Kindertransporte – überlebt, aber nicht überwunden

Kreuzau, Drove: Einem brisanten Thema widmet sich die neue Publikation des Geschichtsvereins Drove-Boich-Thum: Unter dem Titel „Kindertransporte – überlebt, aber nicht überwunden“ zeichnen Karl-Josef Nolden und Klaus Schnitzler das Schicksal der kleinen Helga Leiser aus Drove nach. Im Juni 1939, ein halbes Jahr nach der Progromnacht, wird das 14-jährige, jüdische Mädchen von ihren Eltern Billa und Isidor Leiser mit verzweifelter Entschlossenheit in einen Zug gesetzt, um sie nach England in Sicherheit zu bringen. Helga ist somit eins der 10.000 jüdischen Kinder, die durch die Kindertransporte vor Verfolgung und Vernichtung gerettet werden konnten.
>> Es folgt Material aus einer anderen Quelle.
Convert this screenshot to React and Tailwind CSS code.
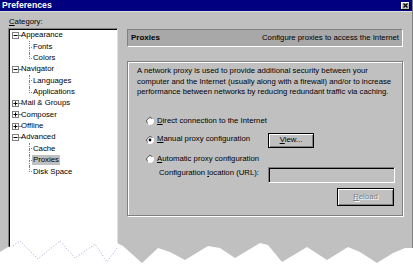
import React from "react";

function Box({ plus }) {
  return (
    <svg width="7" height="7" viewBox="0 0 7 7" className="shrink-0">
      <rect x="0.5" y="0.5" width="6" height="6" fill="#fff" stroke="#808080" />
      <path d="M1.5 3.5H5.5" stroke="#000" />
      {plus && <path d="M3.5 1.5V5.5" stroke="#000" />}
    </svg>
  );
}

function Top({ label, plus }) {
  return (
    <div className="h-[11.33px] flex items-center pl-[2px]">
      <Box plus={plus} />
      <span className="w-[2px] h-0 border-t border-dotted border-[#808080]" />
      <span className="whitespace-nowrap">{label}</span>
    </div>
  );
}

function Child({ label, last, selected }) {
  return (
    <div className="h-[11.33px] flex items-stretch">
      <span className="w-[19px] shrink-0" />
      <span className="w-[3px] flex flex-col shrink-0">
        <span className="flex-1 border-l border-b border-dotted border-[#808080]" />
        <span className={"flex-1 " + (last ? "" : "border-l border-dotted border-[#808080]")} />
      </span>
      <span className="flex items-center">
        <span className={"px-[1px] leading-[10px] whitespace-nowrap " + (selected ? "bg-[#c0c0c0]" : "")}>{label}</span>
      </span>
    </div>
  );
}

function Radio({ checked }) {
  return (
    <svg width="8" height="8" viewBox="0 0 8 8" className="shrink-0">
      <circle cx="4" cy="4" r="3.5" fill="#fff" stroke="#fff" />
      <path d="M1.53 6.47 A3.5 3.5 0 0 1 6.47 1.53" stroke="#404040" fill="none" />
      {checked && <circle cx="4" cy="4" r="1.4" fill="#000" />}
    </svg>
  );
}

export default function App() {
  return (
    <div className="relative w-[413px] h-[271px] overflow-hidden bg-white font-['Liberation_Sans',Arial,sans-serif] text-[7.75px] leading-[10.5px] text-black">
      <div className="flex flex-col h-full bg-[#c0c0c0] border-r border-[#808080]">
        {/* title bar */}
        <div className="h-[11px] bg-[#000080] flex items-center justify-between pl-[2px] pr-[2px] shrink-0">
          <span className="text-white font-bold text-[8.7px] leading-[11px]">Preferences</span>
          <span className="w-[9px] h-[8px] bg-[#c0c0c0] border-r border-b border-black shadow-[inset_1px_1px_0_#fff] flex items-center justify-center">
            <svg width="5" height="5" viewBox="0 0 5 5">
              <path d="M0.5 0.5L4.5 4.5M4.5 0.5L0.5 4.5" stroke="#000" strokeWidth="1.2" />
            </svg>
          </span>
        </div>

        {/* body */}
        <div className="flex flex-1 border-t border-[#dfdfdf]">
          {/* left column */}
          <div className="flex flex-col w-[118px] pl-[8px] pt-[5px] shrink-0">
            <div className="leading-[10px] pl-[1px]">
              <span className="underline">C</span>ategory:
            </div>
            <div className="mt-[1px] flex-1 bg-white border border-t-[#808080] border-l-[#808080] border-b-white border-r-[#dfdfdf] shadow-[inset_1px_1px_0_#000] pt-[1px] pl-[1px]">
              <Top label="Appearance" />
              <Child label="Fonts" />
              <Child label="Colors" last />
              <Top label="Navigator" />
              <Child label="Languages" />
              <Child label="Applications" last />
              <Top label="Mail & Groups" plus />
              <Top label="Composer" plus />
              <Top label="Offline" plus />
              <Top label="Advanced" />
              <Child label="Cache" />
              <Child label="Proxies" selected />
              <Child label="Disk Space" last />
            </div>
          </div>

          {/* right column */}
          <div className="flex flex-col w-[276px] ml-[9px] pt-[17px]">
            <div className="h-[18px] bg-[#a8a8a8] border border-t-[#808080] border-l-[#808080] border-b-white border-r-white flex items-center justify-between pl-[3px] pr-[3px]">
              <span className="font-bold text-[8px]">Proxies</span>
              <span>Configure proxies to access the Internet</span>
            </div>

            <div className="mt-[14px] h-[155px] border border-[#808080] shadow-[inset_1px_1px_0_#fff,1px_1px_0_#fff] pl-[9px] pt-[4px] flex flex-col">
              <p>
                A network proxy is used to provide additional security between your
                <br />
                computer and the Internet (usually along with a firewall) and/or to increase
                <br />
                performance between networks by reducing redundant traffic via caching.
              </p>

              <div className="mt-[17.5px] h-[12px] flex items-center gap-[3px] pl-[9px]">
                <Radio />
                <span>
                  <span className="underline">D</span>irect connection to the Internet
                </span>
              </div>

              <div className="mt-[6px] h-[15px] flex items-center pl-[9px]">
                <div className="w-[122px] flex items-center gap-[3px] -mt-[2px]">
                  <Radio checked />
                  <span>
                    <span className="underline">M</span>anual proxy configuration
                  </span>
                </div>
                <div className="w-[46px] h-[15px] border border-black bg-[#c0c0c0] shadow-[inset_1px_1px_0_#fff,inset_-1px_-1px_0_#808080] flex items-center justify-center">
                  <span>
                    <span className="underline">V</span>iew...
                  </span>
                </div>
              </div>

              <div className="mt-[5px] h-[12px] flex items-center gap-[3px] pl-[9px]">
                <Radio />
                <span>
                  <span className="underline">A</span>utomatic proxy configuration
                </span>
              </div>

              <div className="mt-[2px] h-[16px] flex items-center pl-[22px]">
                <span className="w-[109px] -mt-[3px]">
                  Configuration <span className="underline">l</span>ocation (URL):
                </span>
                <div className="w-[127px] h-[16px] bg-[#c0c0c0] border border-t-[#808080] border-l-[#808080] border-b-white border-r-white shadow-[inset_1px_1px_0_#000]" />
              </div>

              <div className="mt-[5px] flex justify-end pr-[8px]">
                <div className="w-[57px] h-[18px] border border-black bg-[#c0c0c0] shadow-[inset_1px_1px_0_#fff,inset_-1px_-1px_0_#808080] flex items-center justify-center">
                  <span className="text-[#808080] [text-shadow:1px_1px_0_#fff]">
                    <span className="underline">R</span>eload
                  </span>
                </div>
              </div>
            </div>
          </div>
        </div>
      </div>

      {/* torn paper edge */}
      <svg className="absolute inset-0 pointer-events-none" width="413" height="271" viewBox="0 0 413 271">
        <path
          d="M0 252 L8 247 L13 246 L20 241 L38 259 L60 241 L75 258 L95 244 L107 262 L117 248 L117 243 L123 246 L142 263 L158 248 L170 252 L185 260 L208 246 L220 248 L235 258 L255 246 L260 243 L268 245 L282 262 L307 247 L327 260 L348 247 L360 252 L377 263 L393 253 L405 248 L413 248 L413 271 L0 271 Z"
          fill="#fff"
        />
        <path
          d="M13 246 L20 241 L38 259 L60 241 L75 258 L95 244 L107 262 L117 248"
          fill="none"
          stroke="#8c8cc8"
          strokeWidth="0.8"
          strokeDasharray="1 2"
        />
      </svg>
    </div>
  );
}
Auf der Insel überlebt Helga den Krieg – ihre Eltern und Eifeler Verwandten wird sie jedoch nie wiedersehen. 1941 werden Leisers gemeinsam mit den anderen jüdischen Nachbarn zunächst für elf Monate in einem Drover Haus interniert, dann 1942 nach Polen verschleppt und dort von den Nationalsozialisten ermordet.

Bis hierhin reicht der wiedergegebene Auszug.